Segundo ele, após as denúncias de irregularidade, tem acumulado mais de 20 representações contra a sua atuação. Por três meses, Cappio foi contemplado com uma escolta policial federal por determinação do Supremo Tribunal Federal (STF), conforme conta. “Hoje estou sem escolta, afastado cautelamente, praticamente sem defesa. Tudo o que me resta é fazer pública essa vergonha”, lamenta ele, que não tem apoio, até agora, de nenhuma entidade de magistrados.
CPI do Tráfico de Pessoas
O presidente da Comissão Parlamentar de Inquérito (CPI) da Câmara dos Deputados que apura os casos de tráfico de pessoas no país, Arnaldo Jordy (PPS-PA), está convicto que Monte Santo e Euclides da Cunha são rotas do crime. “Há uma rede criminosa de tráfico de crianças para fins de adoção ilegal.
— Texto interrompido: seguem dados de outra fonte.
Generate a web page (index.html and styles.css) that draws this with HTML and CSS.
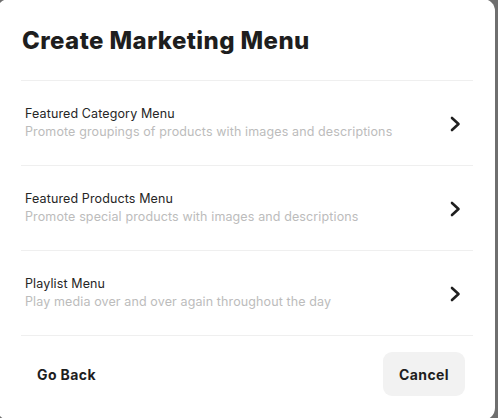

O que estamos ultimando é a extensão dessa rede e os personagens”, diz, em entrevista ao G1.
O parlamentar afirma que há indícios de benevolência de membros do judiciário no processo. “A capa legal dessa rota do crime organizado conta com a cumplicidade da estrutura da organização judiciária da Bahia. Tem uma postura estranha envolvendo cartórios, fóruns, pessoas”, comenta.
A atuação dos juizes na adoção irregular na Bahia é investigada pelo Conselho Nacional de Justiça (CNJ).